Ein Zeitalter echter Wohlfahrt
Die Bibel vermittelt uns aber nicht nur geistig-religiöse Werte, eine wichtige Voraussetzung für das Glück, sondern sie vermittelt uns auch eine wunderbare Hoffnung auf ein Zeitalter des Friedens, der Gerechtigkeit und der materiellen Wohlfahrt hier auf der Erde. (Siehe Seite 13.) Weit über 2 000 000 Zeugen Jehovas, die in 205 Ländern leben, in denen die unterschiedlichsten wirtschaftlichen und politischen Systeme — vom Kapitalismus bis zum Kommunismus — existieren, sind jetzt schon glücklich, weil sie sich an die Sittenmaßstäbe der Bibel halten und überzeugt sind, daß Gott seine Verheißung, eine neue Ordnung zu schaffen, in der Frieden und Gerechtigkeit herrschen werden, wahr machen wird (2. Pet. 3:13).
Früher haben viele, die jetzt Zeugen Jehovas sind, den von Menschen geschaffenen politischen und wirtschaftlichen Systemen vertraut, oder sie haben geglaubt, man könne diese Systeme reformieren.

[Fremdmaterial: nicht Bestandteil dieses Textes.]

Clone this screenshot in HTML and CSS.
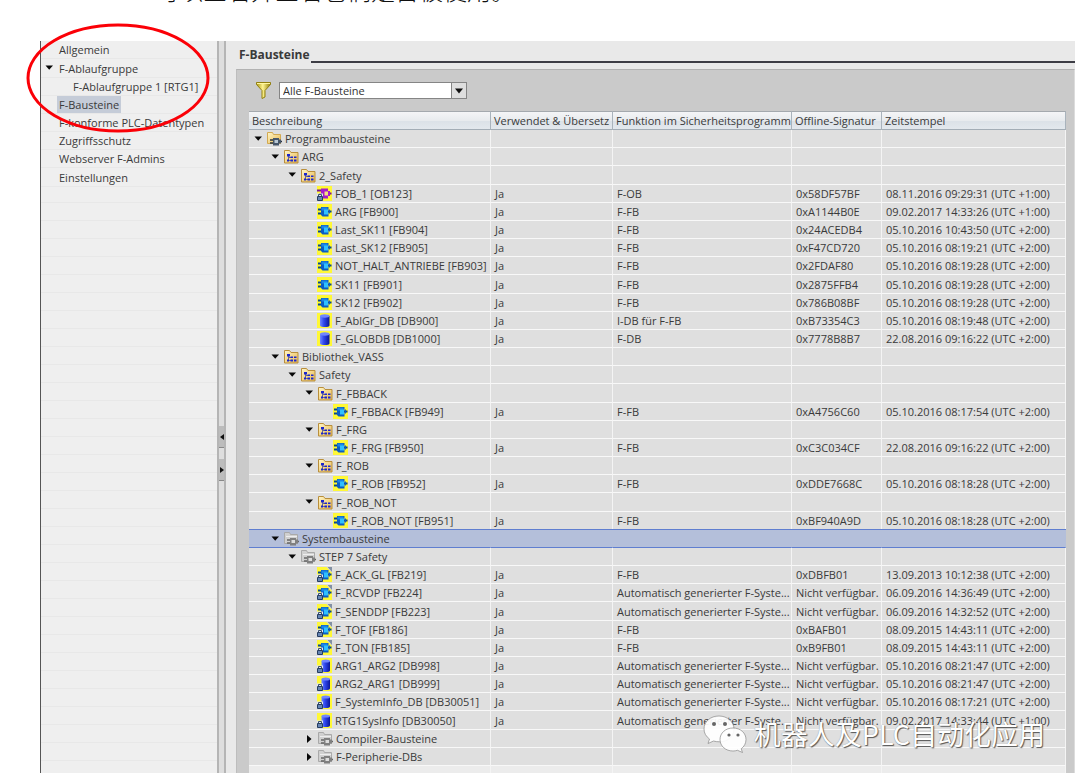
FILE: index.html
```html
<!DOCTYPE html>
<html lang="de">
<head>
<meta charset="utf-8">
<title>F-Bausteine</title>
<link rel="stylesheet" href="styles.css">
</head>
<body>
<svg class="sprite" aria-hidden="true">
  <defs>
    <linearGradient id="g-folder" x1="0" y1="0" x2="1" y2="1"><stop offset="0" stop-color="#fff6c8"/><stop offset="1" stop-color="#e8b850"/></linearGradient>
    <linearGradient id="g-db" x1="0" y1="0" x2="1" y2="0"><stop offset="0" stop-color="#7088ff"/><stop offset="0.4" stop-color="#3048ee"/><stop offset="1" stop-color="#0a1698"/></linearGradient>
    <linearGradient id="g-funnel" x1="0" y1="0" x2="1" y2="0"><stop offset="0" stop-color="#a89410"/><stop offset="0.45" stop-color="#fff490"/><stop offset="1" stop-color="#8f7c08"/></linearGradient>
  </defs>
  <symbol id="down" viewBox="0 0 12 12"><path d="M2.500 3.500h7.500L6.200 7.800z" fill="#080808"/></symbol>
  <symbol id="right" viewBox="0 0 12 12"><path d="M4 2v8l4.500-4z" fill="#080808"/></symbol>
  <symbol id="folder" viewBox="0 0 15 15"><path d="M.5 14V1.500h5l1.500 2h7V14z" fill="url(#g-folder)" stroke="#b98f3c"/><path d="M4.500 6v6M4.500 8.500h3M4.500 11.500h4" stroke="#6a6a90" fill="none"/><path d="M3 5h3v2.500H3zM6.500 7.500H9V9H6.500zM10 7.500h2.500V9H10zM6.500 10.500H9v2H6.500zM10 10.500h2.500v2H10zM3 10.500h2v2H3z" fill="#1b25cd"/></symbol>
  <symbol id="program" viewBox="0 0 15 15"><path d="M.5 12.500V1.500h5l1 2h7v9z" fill="url(#g-folder)" stroke="#d2a951"/><path d="M3 9h4M3 12h4M12 10.500h3" stroke="#29323d" stroke-width="1.500"/><path d="M6 7h6v1.500h2v4h-2v2H6z" fill="#46566a"/><path d="M7.500 9h3.500v3H7.500z" fill="#b9c8d5"/></symbol>
  <symbol id="system" viewBox="0 0 15 15"><path d="M.5 12.500V1.500h5l1 2h7v9z" fill="#d0d0d0" stroke="#a9a9a9"/><path d="M2 5.500h11" stroke="#eee"/><path d="M3 9h4M3 12h4M12 10.500h3" stroke="#666" stroke-width="1.500"/><path d="M6 7h6v1.500h2v4h-2v2H6z" fill="#808080"/><path d="M7.500 9h3.500v3H7.500z" fill="#ddd"/></symbol>
  <symbol id="fb" viewBox="0 0 15 15"><path d="M0 0h15v15H0z" fill="#fff836"/><path d="M1 5.500h4M1 9.500h4M11 7.500h3.500" stroke="#07468f" stroke-width="2"/><path d="M4 3h7.500v9.500H5.500L4 11z" fill="#0a5cc4"/><path d="M12 5.500h1v4h-1z" fill="#0a5cc4"/><path d="M4.500 3.500h6v3h-6z" fill="#1b86e6"/><path d="M7 5.500h4v5H7z" fill="#2fc0ff"/></symbol>
  <symbol id="ob" viewBox="0 0 15 15"><path d="M0 0h15v15H0z" fill="#fff836"/><path d="M0 4.500h5M2 8.500h4M11 7.500h3.500" stroke="#7a1590" stroke-width="2"/><path d="M4 2.500h7V5h2v5h-2v2.500H5.500V10H4z" fill="#a51bc9"/><path d="M7.500 5.500H11v4H7.500z" fill="#f6e27a"/></symbol>
  <symbol id="db" viewBox="0 0 15 15"><path d="M0 0h15v15H0z" fill="#fff836"/><path d="M3 3v9.500c0 2 9.500 2 9.500 0V3z" fill="url(#g-db)"/><ellipse cx="7.750" cy="3" rx="4.750" ry="1.700" fill="#7186ff"/></symbol>
  <symbol id="lock" viewBox="0 0 15 15"><path d="M0 7.500h6V15H0z" fill="#e2e6ee"/><path d="M1.500 11V8.500h3V11" fill="none" stroke="#38506f"/><path d="M.5 10.500h5v4h-5z" fill="#6685b3" stroke="#263d61"/></symbol>
  <symbol id="corner" viewBox="0 0 15 15"><path d="M9.500 0H15v6z" fill="#dfdfdf"/><path d="M10.500 0H15v5z" fill="#8290a3"/></symbol>
  <symbol id="fbl" viewBox="0 0 15 15"><use href="#fb"/><use href="#lock"/><use href="#corner"/></symbol>
  <symbol id="obl" viewBox="0 0 15 15"><use href="#ob"/><use href="#lock"/></symbol>
  <symbol id="dbl" viewBox="0 0 15 15"><path d="M0 0h15v15H0z" fill="#fff836"/><path d="M4.500 3v9.500c0 2 8.500 2 8.500 0V3z" fill="url(#g-db)"/><ellipse cx="8.750" cy="3" rx="4.250" ry="1.600" fill="#7186ff"/><use href="#lock"/></symbol>
</svg>

<p class="caption" lang="zh">可以查看并查看它们是否被使用。</p>

<div class="window">
  <nav class="nav">
    <ul>
      <li><a href="#">Allgemein</a></li>
      <li><button class="toggle" aria-label="F-Ablaufgruppe zuklappen"><svg><use href="#down"/></svg></button><a href="#">F-Ablaufgruppe</a></li>
      <li class="sub"><a href="#">F-Ablaufgruppe 1 [RTG1]</a></li>
      <li><a href="#" class="current" aria-current="page">F-Bausteine</a></li>
      <li><a href="#">F-konforme PLC-Datentypen</a></li>
      <li><a href="#">Zugriffsschutz</a></li>
      <li><a href="#">Webserver F-Admins</a></li>
      <li><a href="#">Einstellungen</a></li>
    </ul>
    <svg class="ring" viewBox="0 0 184 110"><ellipse cx="92" cy="55" rx="90" ry="53" fill="none" stroke="#fb0007" stroke-width="3"/></svg>
  </nav>
  <div class="splitter">
    <button aria-label="Navigation ausblenden"><svg viewBox="0 0 6 8"><path d="M5 1v6L1 4z"/></svg></button>
    <button aria-label="Navigation einblenden"><svg viewBox="0 0 6 8"><path d="M1 1v6l4-3z"/></svg></button>
  </div>
  <main class="main">
    <div class="title"><h1>F-Bausteine</h1></div>
    <section class="panel">
      <div class="filter">
        <svg class="funnel" viewBox="0 0 15 17"><path d="M.5.5h14v2L9 8.500V15l-3 1.500v-8L.5 2.500z" fill="url(#g-funnel)" stroke="#93800f"/><path d="M1 1.500h13" stroke="#fff7a0"/></svg>
        <span class="combo"><select aria-label="Filter"><option>Alle F-Bausteine</option></select><svg viewBox="0 0 14 14"><path d="M3 5h8l-4 5z"/></svg></span>
      </div>
      <table>
        <colgroup><col class="c1"><col class="c2"><col class="c3"><col class="c4"><col></colgroup>
        <thead><tr><th>Beschreibung</th><th>Verwendet &amp; Übersetz</th><th>Funktion im Sicherheitsprogramm</th><th>Offline-Signatur</th><th>Zeitstempel</th></tr></thead>
        <tbody>
          <tr><td><div class="node l0"><button class="toggle" aria-label="Zuklappen"><svg><use href="#down"/></svg></button><svg><use href="#program"/></svg>Programmbausteine</div></td><td></td><td></td><td></td><td></td></tr>
          <tr><td><div class="node l1"><button class="toggle" aria-label="Zuklappen"><svg><use href="#down"/></svg></button><svg><use href="#folder"/></svg>ARG</div></td><td></td><td></td><td></td><td></td></tr>
          <tr><td><div class="node l2"><button class="toggle" aria-label="Zuklappen"><svg><use href="#down"/></svg></button><svg><use href="#folder"/></svg>2_Safety</div></td><td></td><td></td><td></td><td></td></tr>
          <tr><td><div class="node l3 leaf"><svg><use href="#obl"/></svg>FOB_1 [OB123]</div></td><td>Ja</td><td>F-OB</td><td>0x58DF57BF</td><td>08.11.2016 09:29:31 (UTC +1:00)</td></tr>
          <tr><td><div class="node l3 leaf"><svg><use href="#fb"/></svg>ARG [FB900]</div></td><td>Ja</td><td>F-FB</td><td>0xA1144B0E</td><td>09.02.2017 14:33:26 (UTC +1:00)</td></tr>
          <tr><td><div class="node l3 leaf"><svg><use href="#fb"/></svg>Last_SK11 [FB904]</div></td><td>Ja</td><td>F-FB</td><td>0x24ACEDB4</td><td>05.10.2016 10:43:50 (UTC +2:00)</td></tr>
          <tr><td><div class="node l3 leaf"><svg><use href="#fb"/></svg>Last_SK12 [FB905]</div></td><td>Ja</td><td>F-FB</td><td>0xF47CD720</td><td>05.10.2016 08:19:21 (UTC +2:00)</td></tr>
          <tr><td><div class="node l3 leaf"><svg><use href="#fb"/></svg>NOT_HALT_ANTRIEBE [FB903]</div></td><td>Ja</td><td>F-FB</td><td>0x2FDAF80</td><td>05.10.2016 08:19:28 (UTC +2:00)</td></tr>
          <tr><td><div class="node l3 leaf"><svg><use href="#fb"/></svg>SK11 [FB901]</div></td><td>Ja</td><td>F-FB</td><td>0x2875FFB4</td><td>05.10.2016 08:19:28 (UTC +2:00)</td></tr>
          <tr><td><div class="node l3 leaf"><svg><use href="#fb"/></svg>SK12 [FB902]</div></td><td>Ja</td><td>F-FB</td><td>0x786B08BF</td><td>05.10.2016 08:19:28 (UTC +2:00)</td></tr>
          <tr><td><div class="node l3 leaf"><svg><use href="#db"/></svg>F_AblGr_DB [DB900]</div></td><td>Ja</td><td>I-DB für F-FB</td><td>0xB73354C3</td><td>05.10.2016 08:19:48 (UTC +2:00)</td></tr>
          <tr><td><div class="node l3 leaf"><svg><use href="#db"/></svg>F_GLOBDB [DB1000]</div></td><td>Ja</td><td>F-DB</td><td>0x7778B8B7</td><td>22.08.2016 09:16:22 (UTC +2:00)</td></tr>
          <tr><td><div class="node l1"><button class="toggle" aria-label="Zuklappen"><svg><use href="#down"/></svg></button><svg><use href="#folder"/></svg>Bibliothek_VASS</div></td><td></td><td></td><td></td><td></td></tr>
          <tr><td><div class="node l2"><button class="toggle" aria-label="Zuklappen"><svg><use href="#down"/></svg></button><svg><use href="#folder"/></svg>Safety</div></td><td></td><td></td><td></td><td></td></tr>
          <tr><td><div class="node l3"><button class="toggle" aria-label="Zuklappen"><svg><use href="#down"/></svg></button><svg><use href="#folder"/></svg>F_FBBACK</div></td><td></td><td></td><td></td><td></td></tr>
          <tr><td><div class="node l4 leaf"><svg><use href="#fb"/></svg>F_FBBACK [FB949]</div></td><td>Ja</td><td>F-FB</td><td>0xA4756C60</td><td>05.10.2016 08:17:54 (UTC +2:00)</td></tr>
          <tr><td><div class="node l3"><button class="toggle" aria-label="Zuklappen"><svg><use href="#down"/></svg></button><svg><use href="#folder"/></svg>F_FRG</div></td><td></td><td></td><td></td><td></td></tr>
          <tr><td><div class="node l4 leaf"><svg><use href="#fb"/></svg>F_FRG [FB950]</div></td><td>Ja</td><td>F-FB</td><td>0xC3C034CF</td><td>22.08.2016 09:16:22 (UTC +2:00)</td></tr>
          <tr><td><div class="node l3"><button class="toggle" aria-label="Zuklappen"><svg><use href="#down"/></svg></button><svg><use href="#folder"/></svg>F_ROB</div></td><td></td><td></td><td></td><td></td></tr>
          <tr><td><div class="node l4 leaf"><svg><use href="#fb"/></svg>F_ROB [FB952]</div></td><td>Ja</td><td>F-FB</td><td>0xDDE7668C</td><td>05.10.2016 08:18:28 (UTC +2:00)</td></tr>
          <tr><td><div class="node l3"><button class="toggle" aria-label="Zuklappen"><svg><use href="#down"/></svg></button><svg><use href="#folder"/></svg>F_ROB_NOT</div></td><td></td><td></td><td></td><td></td></tr>
          <tr><td><div class="node l4 leaf"><svg><use href="#fb"/></svg>F_ROB_NOT [FB951]</div></td><td>Ja</td><td>F-FB</td><td>0xBF940A9D</td><td>05.10.2016 08:18:28 (UTC +2:00)</td></tr>
          <tr class="selected"><td><div class="node l1"><button class="toggle" aria-label="Zuklappen"><svg><use href="#down"/></svg></button><svg><use href="#system"/></svg>Systembausteine</div></td><td></td><td></td><td></td><td></td></tr>
          <tr><td><div class="node l2"><button class="toggle" aria-label="Zuklappen"><svg><use href="#down"/></svg></button><svg><use href="#system"/></svg>STEP 7 Safety</div></td><td></td><td></td><td></td><td></td></tr>
          <tr><td><div class="node l3 leaf"><svg><use href="#fbl"/></svg>F_ACK_GL [FB219]</div></td><td>Ja</td><td>F-FB</td><td>0xDBFB01</td><td>13.09.2013 10:12:38 (UTC +2:00)</td></tr>
          <tr><td><div class="node l3 leaf"><svg><use href="#fbl"/></svg>F_RCVDP [FB224]</div></td><td>Ja</td><td>Automatisch generierter F-Syste...</td><td>Nicht verfügbar.</td><td>06.09.2016 14:36:49 (UTC +2:00)</td></tr>
          <tr><td><div class="node l3 leaf"><svg><use href="#fbl"/></svg>F_SENDDP [FB223]</div></td><td>Ja</td><td>Automatisch generierter F-Syste...</td><td>Nicht verfügbar.</td><td>06.09.2016 14:32:52 (UTC +2:00)</td></tr>
          <tr><td><div class="node l3 leaf"><svg><use href="#fbl"/></svg>F_TOF [FB186]</div></td><td>Ja</td><td>F-FB</td><td>0xBAFB01</td><td>08.09.2015 14:43:11 (UTC +2:00)</td></tr>
          <tr><td><div class="node l3 leaf"><svg><use href="#fbl"/></svg>F_TON [FB185]</div></td><td>Ja</td><td>F-FB</td><td>0xB9FB01</td><td>08.09.2015 14:43:11 (UTC +2:00)</td></tr>
          <tr><td><div class="node l3 leaf"><svg><use href="#dbl"/></svg>ARG1_ARG2 [DB998]</div></td><td>Ja</td><td>Automatisch generierter F-Syste...</td><td>Nicht verfügbar.</td><td>05.10.2016 08:21:47 (UTC +2:00)</td></tr>
          <tr><td><div class="node l3 leaf"><svg><use href="#dbl"/></svg>ARG2_ARG1 [DB999]</div></td><td>Ja</td><td>Automatisch generierter F-Syste...</td><td>Nicht verfügbar.</td><td>05.10.2016 08:21:47 (UTC +2:00)</td></tr>
          <tr><td><div class="node l3 leaf"><svg><use href="#dbl"/></svg>F_SystemInfo_DB [DB30051]</div></td><td>Ja</td><td>Automatisch generierter F-Syste...</td><td>Nicht verfügbar.</td><td>05.10.2016 08:17:21 (UTC +2:00)</td></tr>
          <tr><td><div class="node l3 leaf"><svg><use href="#dbl"/></svg>RTG1SysInfo [DB30050]</div></td><td>Ja</td><td>Automatisch generierter F-Syste...</td><td>Nicht verfügbar.</td><td>09.02.2017 14:33:44 (UTC +1:00)</td></tr>
          <tr><td><div class="node l3"><button class="toggle" aria-label="Aufklappen"><svg><use href="#right"/></svg></button><svg><use href="#system"/></svg>Compiler-Bausteine</div></td><td></td><td></td><td></td><td></td></tr>
          <tr><td><div class="node l3"><button class="toggle" aria-label="Aufklappen"><svg><use href="#right"/></svg></button><svg><use href="#system"/></svg>F-Peripherie-DBs</div></td><td></td><td></td><td></td><td></td></tr>
          <tr class="rest"><td></td><td></td><td></td><td></td><td></td></tr>
        </tbody>
      </table>
    </section>
  </main>
  <div class="watermark" lang="zh">
    <svg viewBox="0 0 44 38"><g fill="#fff" fill-opacity="0.92" stroke="#888" stroke-width="0.7"><path d="M16 1C7.500 1 1 6.500 1 14c0 4 2 7.500 5.500 10L5 28.500l5.500-2.500c2 .6 4 .8 6 .8C25 26.800 31 21 31 14S24.500 1 16 1z"/><path d="M30 13c-7.500 0-13 5-13 11.500S22.500 36 30 36c1.500 0 3-.2 4.500-.7l5 2.200-1.300-3.700c3-2.200 4.800-5.500 4.800-9.300C43 18 37.500 13 30 13z"/></g><g fill="#666"><circle cx="11" cy="9" r="2"/><circle cx="22" cy="9" r="2"/><circle cx="26" cy="20" r="1.600"/><circle cx="35" cy="20" r="1.600"/></g></svg>
    <span>机器人及PLC自动化应用</span>
  </div>
</div>
</body>
</html>
```
FILE: styles.css
```css
* { box-sizing: border-box; }

body {
  margin: 0;
  padding: 0 5px 9px 40px;
  background: #fff;
  color: #3a3a3a;
  font: 11px/17px "Open Sans", "Noto Sans", "Noto Sans CJK SC", sans-serif;
  overflow-x: hidden;
}

.sprite { position: absolute; width: 0; height: 0; }

.caption {
  margin: -23px 0 33px 115px;
  color: #111;
  font: 24px/31px "Liberation Serif", "Noto Sans CJK SC", serif;
  font-weight: 300;
  white-space: nowrap;
}

.window {
  position: relative;
  display: flex;
  background: #e9e9e9;
}

button {
  display: flex;
  align-items: center;
  justify-content: center;
  padding: 0;
  border: 0;
  background: none;
}

.toggle { flex: none; width: 12px; height: 12px; }
.toggle svg { width: 12px; height: 12px; }

/* Navigation */
.nav {
  position: relative;
  flex: none;
  width: 177px;
  border-left: 1px solid #555;
  background: repeating-linear-gradient(#efefef 0 17px, #e8e8e8 17px 18px);
}

.nav ul { margin: 0; padding: 0; list-style: none; }
.nav li {
  display: flex;
  align-items: center;
  height: 18px;
  padding-left: 16px;
  border-bottom: 1px solid #e8e8e8;
  background: #efefef;
}
.nav li:nth-child(6n+2) { height: 19px; }
.nav li .toggle { margin-left: -14px; margin-right: 2px; }
.nav li.sub { padding-left: 30px; }
.nav a {
  padding: 0 2px;
  color: inherit;
  line-height: 17px;
  text-decoration: none;
  white-space: nowrap;
}
.nav .current { background: #c5ccd8; }

.ring {
  position: absolute;
  left: -15px;
  top: -18px;
  width: 184px;
  height: 110px;
  pointer-events: none;
}

.splitter {
  flex: none;
  display: flex;
  flex-direction: column;
  gap: 11px;
  width: 9px;
  padding-top: 385px;
  border-left: 2px solid #b5b5b5;
  border-right: 2px solid #b5b5b5;
  background: #dedede;
}
.splitter button {
  width: 5px;
  height: 22px;
  border-bottom: 1px solid #888;
  background: #bcbcbc;
}
.splitter svg { flex: none; width: 6px; height: 8px; fill: #111; }

/* Main area */
.main { flex: 1; min-width: 0; padding-left: 10px; }

.title {
  display: flex;
  align-items: flex-end;
  gap: 1px;
  height: 22px;
  margin-bottom: 6px;
  padding-left: 3px;
}
.title::after {
  content: "";
  flex: 1;
  height: 2px;
  background: #3d3d45;
}
h1 { margin: 0; font-size: 12px; line-height: 16px; font-weight: 700; }

.panel {
  padding: 12px 8px 0 12px;
  border-top: 1px solid #b2b2b2;
  border-right: 1px solid #dcdcdc;
  border-left: 1px solid #bdbdbd;
  background: #cacaca;
}

.filter { display: flex; align-items: center; gap: 8px; height: 17px; margin: 0 0 12px 7px; }
.funnel { width: 15px; height: 17px; }
.combo { position: relative; display: flex; width: 188px; }
.combo select {
  appearance: none;
  width: 100%;
  height: 17px;
  padding: 0 20px 0 3px;
  border: 1px solid #858585;
  border-radius: 0;
  background: #fff;
  color: #333;
  font: inherit;
  line-height: 15px;
}
.combo svg {
  position: absolute;
  right: 1px;
  top: 1px;
  width: 15px;
  height: 15px;
  border-left: 1px solid #858585;
  background: #dedede;
  fill: #111;
  pointer-events: none;
}

table {
  width: 100%;
  border-collapse: separate;
  border-spacing: 0;
  table-layout: fixed;
}
.c1 { width: 242px; }
.c2 { width: 122px; }
.c3 { width: 179px; }
.c4 { width: 90px; }

th {
  height: 19px;
  padding: 0 0 0 3px;
  border-top: 1px solid #a4a9ae;
  border-right: 1px solid #a9b3bc;
  border-bottom: 1px solid #a3adb6;
  background: linear-gradient(#f4f5f7, #e8ebee 50%, #dbe1e7 50%, #e3e8ed);
  font-weight: 400;
  line-height: 17px;
  text-align: left;
  white-space: nowrap;
}

td {
  height: 18px;
  padding: 0 0 0 4px;
  border-right: 1px solid #f4f4f4;
  border-bottom: 1px solid #f8f8f8;
  background: #dfdfdf;
  line-height: 17px;
  white-space: nowrap;
}
tbody tr:nth-child(6n+3) td { height: 19px; }
td:first-child { padding: 0; }
.selected td {
  border-color: #5f7ed0;
  border-right-color: #b4bfda;
  background: #b4bfda;
  box-shadow: 0 -1px #5f7ed0;
}
tbody .rest td { height: 7px; border-bottom: 0; background: #ececec; }

.node { display: flex; align-items: center; gap: 3px; height: 17px; }
.node > svg { flex: none; width: 15px; height: 15px; }
.node.leaf > svg { margin-left: 14px; }
.l0 { padding-left: 3px; }
.l1 { padding-left: 20px; }
.l2 { padding-left: 37px; }
.l3 { padding-left: 54px; }
.l4 { padding-left: 70px; }

.watermark {
  position: absolute;
  right: 30px;
  bottom: 20px;
  display: flex;
  align-items: center;
  gap: 7px;
  color: #fff;
  font: 27px/38px "Noto Sans CJK SC", sans-serif;
  font-weight: 400;
  text-shadow: 1px 1px 1px #555, 0 0 1px #888;
  white-space: nowrap;
}
.watermark svg { width: 44px; height: 38px; }
```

Einige waren eifrige Verfechter der kapitalistischen Wirtschaftsordnung. Andere dachten, der sozialistische Wohlfahrtsstaat löse die Probleme der Menschen. Wieder andere kämpften für den Kommunismus. Aus Frankreich berichtete ein Mann: „Ich war überzeugt, daß durch den Marxismus alle Arbeiter wohlhabend und glücklich würden. Etwa 12 Jahre lang gehörte ich der kommunistischen Partei an. Ich verkaufte die kommunistische Zeitung L’Humanité auf der Straße und klebte spätabends kommunistische Plakate an die Hausmauern. Ich war völlig überzeugt, daß nur der Kommunismus der Ausbeutung des Menschen durch den Menschen ein Ende machen könne. Aber schließlich bekam ich die Partei satt. Es war immer das gleiche kleine Häufchen Mitglieder, die gebeten wurden, dies oder jenes zu tun. Die übrigen begnügten sich mit dem Besitz der Parteimitgliedskarte.“
Warum er Zeuge Jehovas wurde, schilderte er wie folgt: „Die Zeugen konnten meine sämtlichen Fragen beantworten. Ich erkannte, daß die göttlichen Verheißungen realistischer sind als die der kommunistischen Partei. Ich war überglücklich, freundliche Menschen kennenzulernen, die einander wirklich liebten. Auch erfuhr ich dann, daß das Paradies, das ich mir vom Kommunismus erhofft hatte, nur durch Gottes Königreich kommen wird.“
Andere Zeugen haben durch böse Erfahrungen gelernt, daß der materielle Wohlstand nicht ausreicht, um glücklich zu sein. Sie haben erlebt, wie wahr folgendes Bibelwort ist: „Die Geldliebe ist eine Wurzel von schädlichen Dingen aller Arten“ (1. Tim. 6:10). Diese Erfahrung haben Reiche und Arme gemacht. Jehovas Zeugen beherzigen den biblischen Rat, ganz gleich, welcher sozialen Schicht sie angehören: „Übe dich ... in einer Lebensführung, die deinem Glauben entspricht und an der man deinen Glauben erkennt ... Führst du aber ein Leben, das deinem Glauben entspricht, so wirst du alles bewältigen. Dein Leben auf dieser Erde wird dir gelingen, und das Leben in der kommenden Welt wartet auf dich“ (1. Tim. 4:7, 8, Zink).
Das „Leben in der kommenden Welt“, auf einer paradiesischen Erde, das uns die Bibel in Aussicht stellt, wird ein Leben in nie endender geistiger und materieller Wohlfahrt sein, ein ewiges und glückliches Leben für alle, die Jehova, dem „glücklichen Gott“, treu sind (1. Tim. 1:11; Offb. 21:1-5). So etwas wagt weder der Kapitalismus noch der Kommunismus, noch der Sozialismus den Menschen in Aussicht zu stellen.
[Fußnote]
a Der Utilitarismus ist die philosophische Lehre, die im Nützlichen die Grundlage des sittlichen Verhaltens sieht.